Using the records below, count the lines with "this" in them. Give the number only.
#### MATERIAL SUPPLIED ####
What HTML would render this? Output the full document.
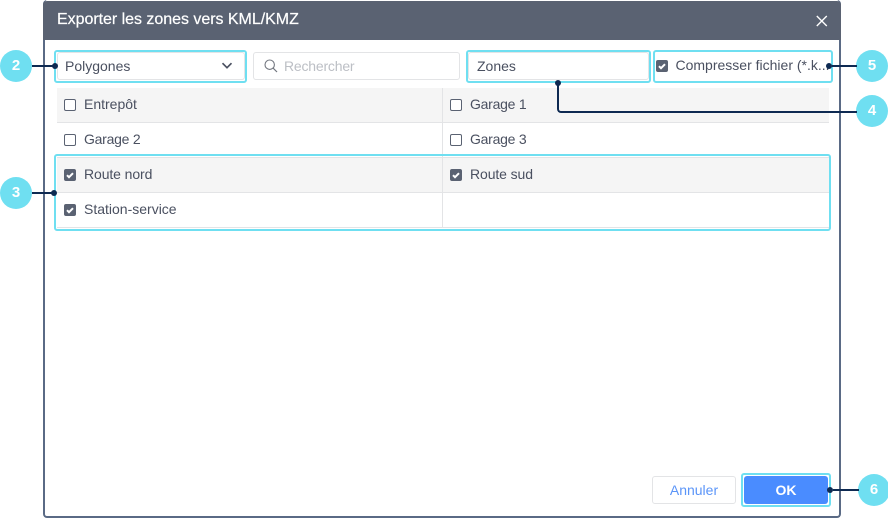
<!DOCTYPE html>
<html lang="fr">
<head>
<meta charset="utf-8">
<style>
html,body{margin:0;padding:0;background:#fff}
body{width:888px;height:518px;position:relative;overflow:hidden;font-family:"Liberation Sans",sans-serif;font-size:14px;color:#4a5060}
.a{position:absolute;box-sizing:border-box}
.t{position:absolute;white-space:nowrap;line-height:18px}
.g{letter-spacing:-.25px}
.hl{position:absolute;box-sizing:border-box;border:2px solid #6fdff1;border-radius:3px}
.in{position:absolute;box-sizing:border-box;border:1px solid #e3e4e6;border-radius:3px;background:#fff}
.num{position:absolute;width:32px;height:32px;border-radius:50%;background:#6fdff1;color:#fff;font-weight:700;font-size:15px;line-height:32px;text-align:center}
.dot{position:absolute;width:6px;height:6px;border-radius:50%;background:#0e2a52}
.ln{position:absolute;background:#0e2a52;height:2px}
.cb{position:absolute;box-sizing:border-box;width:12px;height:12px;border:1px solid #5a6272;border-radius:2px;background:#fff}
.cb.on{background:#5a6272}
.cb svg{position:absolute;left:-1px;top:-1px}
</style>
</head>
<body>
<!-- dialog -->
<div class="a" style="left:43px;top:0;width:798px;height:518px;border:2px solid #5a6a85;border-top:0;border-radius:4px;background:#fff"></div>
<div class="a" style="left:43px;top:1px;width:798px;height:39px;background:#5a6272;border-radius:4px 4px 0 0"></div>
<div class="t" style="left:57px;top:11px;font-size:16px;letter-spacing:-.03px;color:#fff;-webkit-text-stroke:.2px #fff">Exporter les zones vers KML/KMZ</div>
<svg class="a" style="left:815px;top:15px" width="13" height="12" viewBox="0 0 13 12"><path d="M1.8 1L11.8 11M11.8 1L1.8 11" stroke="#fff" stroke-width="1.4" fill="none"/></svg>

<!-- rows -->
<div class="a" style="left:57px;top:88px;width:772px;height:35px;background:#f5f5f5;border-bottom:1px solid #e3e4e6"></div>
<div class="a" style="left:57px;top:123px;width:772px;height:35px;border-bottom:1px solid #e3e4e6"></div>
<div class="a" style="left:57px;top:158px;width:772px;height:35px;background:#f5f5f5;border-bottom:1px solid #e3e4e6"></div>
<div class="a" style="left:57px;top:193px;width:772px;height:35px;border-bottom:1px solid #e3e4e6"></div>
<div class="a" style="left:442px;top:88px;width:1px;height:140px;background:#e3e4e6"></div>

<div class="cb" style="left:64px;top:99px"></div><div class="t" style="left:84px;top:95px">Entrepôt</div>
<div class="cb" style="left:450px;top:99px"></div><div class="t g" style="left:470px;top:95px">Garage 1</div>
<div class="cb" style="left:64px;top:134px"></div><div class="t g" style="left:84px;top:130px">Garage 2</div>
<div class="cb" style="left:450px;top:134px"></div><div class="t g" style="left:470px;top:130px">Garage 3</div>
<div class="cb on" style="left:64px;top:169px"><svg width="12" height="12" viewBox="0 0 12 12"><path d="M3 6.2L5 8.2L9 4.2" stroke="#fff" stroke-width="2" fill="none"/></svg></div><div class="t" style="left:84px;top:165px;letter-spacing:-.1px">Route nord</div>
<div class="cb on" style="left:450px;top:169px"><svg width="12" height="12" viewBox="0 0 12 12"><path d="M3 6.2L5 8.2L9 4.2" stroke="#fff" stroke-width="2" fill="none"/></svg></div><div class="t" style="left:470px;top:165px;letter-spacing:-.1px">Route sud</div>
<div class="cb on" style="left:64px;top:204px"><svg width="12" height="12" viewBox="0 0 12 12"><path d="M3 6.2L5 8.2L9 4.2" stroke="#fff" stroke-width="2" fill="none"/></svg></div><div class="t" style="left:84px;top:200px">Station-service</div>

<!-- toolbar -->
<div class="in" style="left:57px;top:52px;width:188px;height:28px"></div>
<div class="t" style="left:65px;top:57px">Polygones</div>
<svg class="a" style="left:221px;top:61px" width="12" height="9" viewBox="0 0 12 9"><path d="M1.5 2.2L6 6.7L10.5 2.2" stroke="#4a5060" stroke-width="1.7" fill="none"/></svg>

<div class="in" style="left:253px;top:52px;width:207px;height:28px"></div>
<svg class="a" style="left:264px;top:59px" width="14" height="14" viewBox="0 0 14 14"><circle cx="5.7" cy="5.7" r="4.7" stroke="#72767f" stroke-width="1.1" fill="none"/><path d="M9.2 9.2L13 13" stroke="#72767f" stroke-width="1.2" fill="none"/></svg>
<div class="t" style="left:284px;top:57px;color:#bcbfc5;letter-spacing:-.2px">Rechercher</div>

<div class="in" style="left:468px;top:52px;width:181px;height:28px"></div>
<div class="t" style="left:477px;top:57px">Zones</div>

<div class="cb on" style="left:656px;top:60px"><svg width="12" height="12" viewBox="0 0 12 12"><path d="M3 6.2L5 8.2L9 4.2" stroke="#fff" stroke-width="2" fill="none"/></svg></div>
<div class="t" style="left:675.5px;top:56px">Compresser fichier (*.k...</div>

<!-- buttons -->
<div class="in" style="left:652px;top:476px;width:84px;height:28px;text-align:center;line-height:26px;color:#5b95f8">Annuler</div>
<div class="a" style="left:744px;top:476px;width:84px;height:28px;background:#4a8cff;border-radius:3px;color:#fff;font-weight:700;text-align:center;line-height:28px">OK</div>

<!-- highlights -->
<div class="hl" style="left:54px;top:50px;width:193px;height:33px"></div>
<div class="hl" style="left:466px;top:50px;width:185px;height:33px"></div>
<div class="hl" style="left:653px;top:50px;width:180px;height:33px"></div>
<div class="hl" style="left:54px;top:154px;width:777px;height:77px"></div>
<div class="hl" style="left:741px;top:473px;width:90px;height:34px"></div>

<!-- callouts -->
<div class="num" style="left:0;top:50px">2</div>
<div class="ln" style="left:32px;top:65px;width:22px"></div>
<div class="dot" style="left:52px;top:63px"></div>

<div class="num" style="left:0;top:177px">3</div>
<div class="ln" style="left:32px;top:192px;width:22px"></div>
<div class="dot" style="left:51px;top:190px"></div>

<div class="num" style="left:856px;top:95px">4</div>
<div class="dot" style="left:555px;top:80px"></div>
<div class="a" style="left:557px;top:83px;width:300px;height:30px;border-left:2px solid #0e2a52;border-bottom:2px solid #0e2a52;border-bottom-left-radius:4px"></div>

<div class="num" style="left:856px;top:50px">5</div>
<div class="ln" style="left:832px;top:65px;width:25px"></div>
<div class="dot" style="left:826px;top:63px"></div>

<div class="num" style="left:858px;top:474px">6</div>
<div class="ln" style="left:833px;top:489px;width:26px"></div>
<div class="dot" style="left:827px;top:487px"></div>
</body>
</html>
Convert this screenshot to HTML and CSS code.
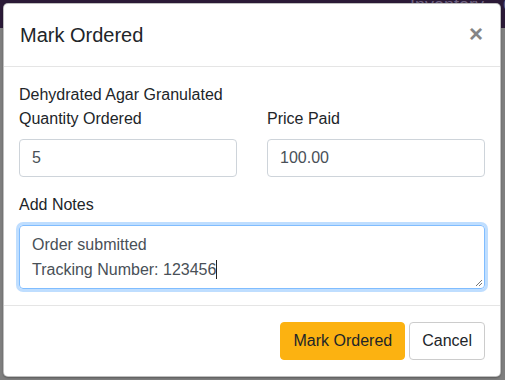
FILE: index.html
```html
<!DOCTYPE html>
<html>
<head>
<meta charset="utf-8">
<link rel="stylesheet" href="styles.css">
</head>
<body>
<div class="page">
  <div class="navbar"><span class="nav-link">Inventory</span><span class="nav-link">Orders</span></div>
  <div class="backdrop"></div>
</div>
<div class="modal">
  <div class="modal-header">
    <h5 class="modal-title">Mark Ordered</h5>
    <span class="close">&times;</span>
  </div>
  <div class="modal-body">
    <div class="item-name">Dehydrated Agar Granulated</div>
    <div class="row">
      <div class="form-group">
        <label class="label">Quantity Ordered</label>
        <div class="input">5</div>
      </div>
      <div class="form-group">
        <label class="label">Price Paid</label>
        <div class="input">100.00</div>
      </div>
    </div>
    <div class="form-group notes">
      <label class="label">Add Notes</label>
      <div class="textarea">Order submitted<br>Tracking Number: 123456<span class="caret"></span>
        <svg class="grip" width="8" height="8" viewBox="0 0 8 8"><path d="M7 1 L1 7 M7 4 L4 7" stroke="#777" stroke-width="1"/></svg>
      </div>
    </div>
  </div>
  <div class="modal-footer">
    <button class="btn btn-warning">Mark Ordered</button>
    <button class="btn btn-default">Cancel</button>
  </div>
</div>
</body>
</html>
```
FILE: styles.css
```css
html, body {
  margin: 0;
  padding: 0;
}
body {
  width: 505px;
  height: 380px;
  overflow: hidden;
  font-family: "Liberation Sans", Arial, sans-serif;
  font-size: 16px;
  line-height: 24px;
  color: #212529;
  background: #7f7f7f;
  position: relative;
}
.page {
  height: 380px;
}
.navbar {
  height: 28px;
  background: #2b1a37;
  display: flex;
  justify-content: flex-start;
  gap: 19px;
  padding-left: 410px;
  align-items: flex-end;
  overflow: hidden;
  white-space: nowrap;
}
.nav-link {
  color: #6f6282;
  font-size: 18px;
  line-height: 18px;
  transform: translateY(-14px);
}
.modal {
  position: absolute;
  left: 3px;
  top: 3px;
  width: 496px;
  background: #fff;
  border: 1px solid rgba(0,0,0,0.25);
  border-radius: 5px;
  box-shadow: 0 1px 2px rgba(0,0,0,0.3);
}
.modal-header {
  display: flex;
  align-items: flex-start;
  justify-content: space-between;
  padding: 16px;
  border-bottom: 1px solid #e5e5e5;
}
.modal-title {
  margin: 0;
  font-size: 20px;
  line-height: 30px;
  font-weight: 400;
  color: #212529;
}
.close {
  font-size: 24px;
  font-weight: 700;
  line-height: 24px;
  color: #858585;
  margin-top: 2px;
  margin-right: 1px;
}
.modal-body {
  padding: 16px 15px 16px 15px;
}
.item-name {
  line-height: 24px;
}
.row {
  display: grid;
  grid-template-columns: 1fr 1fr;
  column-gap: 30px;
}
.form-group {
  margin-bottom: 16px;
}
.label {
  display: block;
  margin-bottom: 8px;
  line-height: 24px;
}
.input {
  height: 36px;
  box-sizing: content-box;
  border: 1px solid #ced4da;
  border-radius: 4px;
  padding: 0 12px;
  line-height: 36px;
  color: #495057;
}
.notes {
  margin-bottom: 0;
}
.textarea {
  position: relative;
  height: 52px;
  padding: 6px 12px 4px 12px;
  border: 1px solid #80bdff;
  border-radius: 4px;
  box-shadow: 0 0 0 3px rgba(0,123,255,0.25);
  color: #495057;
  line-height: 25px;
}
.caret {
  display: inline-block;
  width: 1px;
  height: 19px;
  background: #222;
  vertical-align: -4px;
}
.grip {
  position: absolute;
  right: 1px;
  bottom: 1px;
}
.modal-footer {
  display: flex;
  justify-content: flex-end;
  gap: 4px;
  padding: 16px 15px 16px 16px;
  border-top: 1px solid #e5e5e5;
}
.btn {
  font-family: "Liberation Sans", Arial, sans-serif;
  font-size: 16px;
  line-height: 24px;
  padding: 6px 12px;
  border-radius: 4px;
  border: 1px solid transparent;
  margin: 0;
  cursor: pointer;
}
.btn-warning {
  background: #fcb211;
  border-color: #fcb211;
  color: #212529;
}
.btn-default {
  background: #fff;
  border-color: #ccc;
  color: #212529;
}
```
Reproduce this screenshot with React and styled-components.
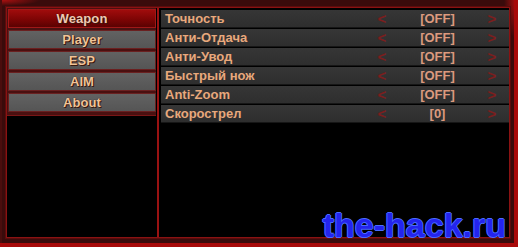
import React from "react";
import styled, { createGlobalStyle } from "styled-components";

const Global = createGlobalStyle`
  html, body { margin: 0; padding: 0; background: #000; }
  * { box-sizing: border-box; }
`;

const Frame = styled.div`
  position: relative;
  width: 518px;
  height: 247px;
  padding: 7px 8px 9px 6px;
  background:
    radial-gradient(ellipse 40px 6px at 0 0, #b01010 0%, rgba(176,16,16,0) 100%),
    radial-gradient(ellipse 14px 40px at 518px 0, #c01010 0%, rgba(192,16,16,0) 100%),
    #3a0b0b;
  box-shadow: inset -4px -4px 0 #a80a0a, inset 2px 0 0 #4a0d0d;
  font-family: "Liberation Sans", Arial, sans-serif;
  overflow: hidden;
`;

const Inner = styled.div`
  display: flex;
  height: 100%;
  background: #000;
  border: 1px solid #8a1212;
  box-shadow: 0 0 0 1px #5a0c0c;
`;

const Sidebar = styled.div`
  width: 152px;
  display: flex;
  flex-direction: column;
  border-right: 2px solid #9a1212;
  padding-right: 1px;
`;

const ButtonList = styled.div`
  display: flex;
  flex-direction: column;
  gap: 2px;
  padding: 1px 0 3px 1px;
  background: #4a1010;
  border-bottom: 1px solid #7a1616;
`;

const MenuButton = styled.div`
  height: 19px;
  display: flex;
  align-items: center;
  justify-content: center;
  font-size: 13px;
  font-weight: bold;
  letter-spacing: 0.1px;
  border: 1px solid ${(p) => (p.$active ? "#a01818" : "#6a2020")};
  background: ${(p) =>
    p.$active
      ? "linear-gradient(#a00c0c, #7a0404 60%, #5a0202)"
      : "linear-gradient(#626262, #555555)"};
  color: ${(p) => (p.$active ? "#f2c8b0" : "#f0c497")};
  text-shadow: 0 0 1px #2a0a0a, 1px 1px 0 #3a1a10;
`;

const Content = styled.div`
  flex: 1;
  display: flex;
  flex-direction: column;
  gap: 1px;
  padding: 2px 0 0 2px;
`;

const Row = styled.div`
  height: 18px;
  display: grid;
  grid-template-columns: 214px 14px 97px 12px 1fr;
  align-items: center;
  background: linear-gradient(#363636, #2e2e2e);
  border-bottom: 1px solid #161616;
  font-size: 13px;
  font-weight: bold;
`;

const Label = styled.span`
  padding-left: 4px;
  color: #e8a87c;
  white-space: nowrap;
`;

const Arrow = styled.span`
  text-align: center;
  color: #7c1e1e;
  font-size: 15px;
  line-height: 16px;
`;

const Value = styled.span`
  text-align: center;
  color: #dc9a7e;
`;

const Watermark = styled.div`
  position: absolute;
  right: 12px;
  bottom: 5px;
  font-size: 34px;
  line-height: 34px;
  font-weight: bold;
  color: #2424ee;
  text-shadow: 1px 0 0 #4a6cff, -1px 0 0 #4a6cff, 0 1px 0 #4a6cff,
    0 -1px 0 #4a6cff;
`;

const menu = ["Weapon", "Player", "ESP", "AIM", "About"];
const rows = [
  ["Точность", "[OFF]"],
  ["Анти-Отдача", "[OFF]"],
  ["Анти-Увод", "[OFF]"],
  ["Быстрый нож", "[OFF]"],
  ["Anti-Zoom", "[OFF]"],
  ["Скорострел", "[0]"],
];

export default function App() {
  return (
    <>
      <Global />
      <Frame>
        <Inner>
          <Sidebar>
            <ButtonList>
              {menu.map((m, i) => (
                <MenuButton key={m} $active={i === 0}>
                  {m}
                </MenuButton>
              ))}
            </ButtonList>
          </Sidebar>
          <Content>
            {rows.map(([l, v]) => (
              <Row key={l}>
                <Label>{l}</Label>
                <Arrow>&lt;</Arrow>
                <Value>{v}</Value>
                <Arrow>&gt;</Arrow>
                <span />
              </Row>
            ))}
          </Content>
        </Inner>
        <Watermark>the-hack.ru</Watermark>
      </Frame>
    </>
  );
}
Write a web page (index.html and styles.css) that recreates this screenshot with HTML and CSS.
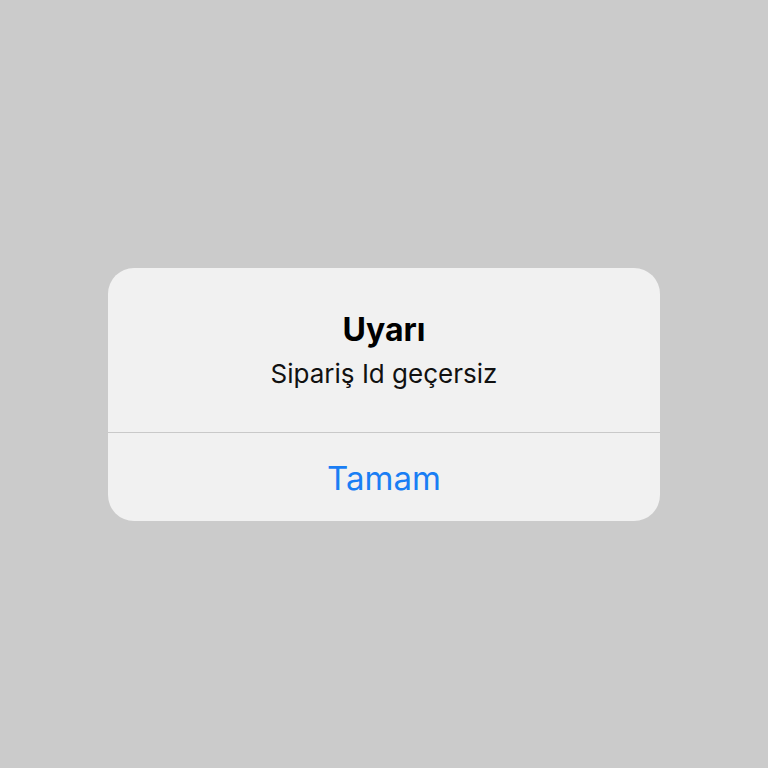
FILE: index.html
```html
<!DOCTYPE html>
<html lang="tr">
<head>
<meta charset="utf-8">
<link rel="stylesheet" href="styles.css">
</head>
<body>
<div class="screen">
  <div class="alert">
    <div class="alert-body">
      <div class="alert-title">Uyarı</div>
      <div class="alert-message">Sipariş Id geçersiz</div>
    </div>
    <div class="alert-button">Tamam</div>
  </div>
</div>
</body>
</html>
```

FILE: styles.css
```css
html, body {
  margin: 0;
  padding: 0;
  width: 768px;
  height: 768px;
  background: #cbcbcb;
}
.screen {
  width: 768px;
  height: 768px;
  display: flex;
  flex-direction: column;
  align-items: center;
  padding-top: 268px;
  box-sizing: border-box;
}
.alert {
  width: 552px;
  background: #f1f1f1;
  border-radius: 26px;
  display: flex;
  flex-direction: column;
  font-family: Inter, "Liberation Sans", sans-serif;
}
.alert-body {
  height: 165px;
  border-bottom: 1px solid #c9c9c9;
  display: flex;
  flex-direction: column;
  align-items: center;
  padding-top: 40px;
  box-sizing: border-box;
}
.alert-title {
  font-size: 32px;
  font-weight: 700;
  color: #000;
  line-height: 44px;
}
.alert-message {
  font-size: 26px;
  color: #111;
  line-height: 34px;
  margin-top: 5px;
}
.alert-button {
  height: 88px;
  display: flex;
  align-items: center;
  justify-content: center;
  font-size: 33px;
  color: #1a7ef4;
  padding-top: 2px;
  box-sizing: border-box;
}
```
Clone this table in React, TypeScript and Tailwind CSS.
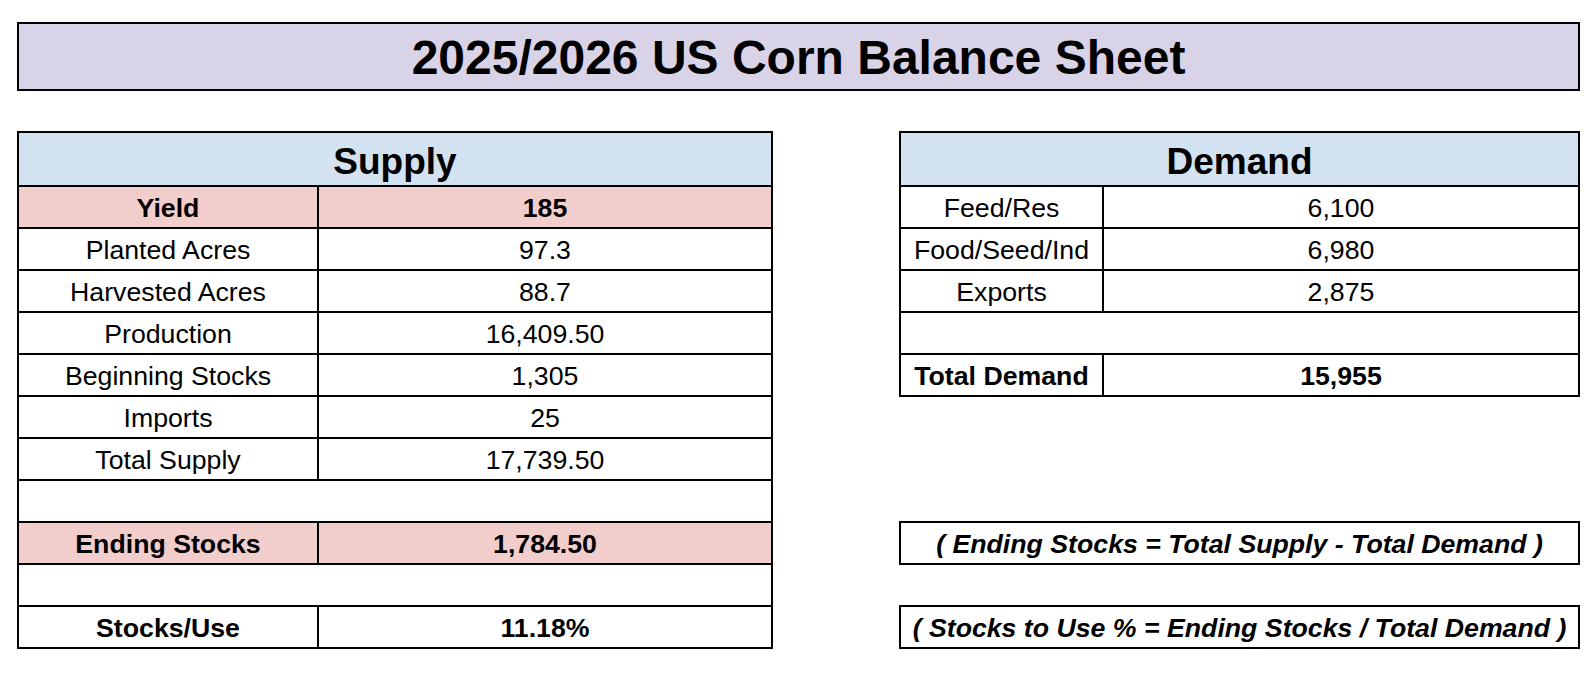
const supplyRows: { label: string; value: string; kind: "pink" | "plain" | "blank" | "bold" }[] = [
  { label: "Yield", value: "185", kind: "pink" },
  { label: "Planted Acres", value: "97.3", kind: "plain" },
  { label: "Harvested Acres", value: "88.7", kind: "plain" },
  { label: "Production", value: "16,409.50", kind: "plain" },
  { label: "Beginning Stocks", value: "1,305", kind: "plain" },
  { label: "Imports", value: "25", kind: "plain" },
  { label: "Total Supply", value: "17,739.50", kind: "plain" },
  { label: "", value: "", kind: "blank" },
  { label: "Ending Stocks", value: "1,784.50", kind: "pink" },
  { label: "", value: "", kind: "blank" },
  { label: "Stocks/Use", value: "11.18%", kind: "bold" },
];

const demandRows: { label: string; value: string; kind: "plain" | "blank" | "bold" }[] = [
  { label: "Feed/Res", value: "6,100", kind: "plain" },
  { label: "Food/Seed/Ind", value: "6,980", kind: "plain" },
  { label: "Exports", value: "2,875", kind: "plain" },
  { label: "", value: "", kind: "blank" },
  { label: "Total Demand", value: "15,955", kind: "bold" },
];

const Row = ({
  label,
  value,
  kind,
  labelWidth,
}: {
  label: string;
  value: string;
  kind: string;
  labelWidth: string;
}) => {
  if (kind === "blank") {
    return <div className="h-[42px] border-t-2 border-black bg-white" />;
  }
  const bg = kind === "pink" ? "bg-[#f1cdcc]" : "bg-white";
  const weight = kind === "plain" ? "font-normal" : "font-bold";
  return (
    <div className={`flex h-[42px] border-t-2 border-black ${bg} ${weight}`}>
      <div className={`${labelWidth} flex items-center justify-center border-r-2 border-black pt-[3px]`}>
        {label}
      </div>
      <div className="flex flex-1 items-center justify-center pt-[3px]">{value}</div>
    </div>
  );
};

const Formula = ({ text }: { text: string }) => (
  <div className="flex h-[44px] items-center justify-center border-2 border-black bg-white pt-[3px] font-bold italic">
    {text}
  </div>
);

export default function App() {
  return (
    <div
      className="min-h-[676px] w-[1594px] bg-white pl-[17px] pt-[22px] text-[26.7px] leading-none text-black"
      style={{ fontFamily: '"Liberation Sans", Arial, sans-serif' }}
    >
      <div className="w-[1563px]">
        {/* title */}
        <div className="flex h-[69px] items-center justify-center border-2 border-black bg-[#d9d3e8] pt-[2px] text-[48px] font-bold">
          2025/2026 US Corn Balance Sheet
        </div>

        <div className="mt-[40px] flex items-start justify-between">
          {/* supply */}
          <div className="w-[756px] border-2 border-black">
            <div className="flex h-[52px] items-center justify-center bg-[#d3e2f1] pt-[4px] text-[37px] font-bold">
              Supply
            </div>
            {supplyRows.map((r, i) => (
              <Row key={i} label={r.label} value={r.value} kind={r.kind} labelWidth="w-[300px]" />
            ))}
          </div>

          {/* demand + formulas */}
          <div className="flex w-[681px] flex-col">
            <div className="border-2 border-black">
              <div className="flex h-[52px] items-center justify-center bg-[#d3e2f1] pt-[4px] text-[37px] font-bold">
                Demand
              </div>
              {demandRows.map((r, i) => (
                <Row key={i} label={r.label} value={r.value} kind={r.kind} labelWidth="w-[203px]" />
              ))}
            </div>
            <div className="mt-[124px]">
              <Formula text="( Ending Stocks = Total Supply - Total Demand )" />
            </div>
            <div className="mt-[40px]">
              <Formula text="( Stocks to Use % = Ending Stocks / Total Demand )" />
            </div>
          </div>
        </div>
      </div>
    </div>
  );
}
####
RIGHT ANSWER: 5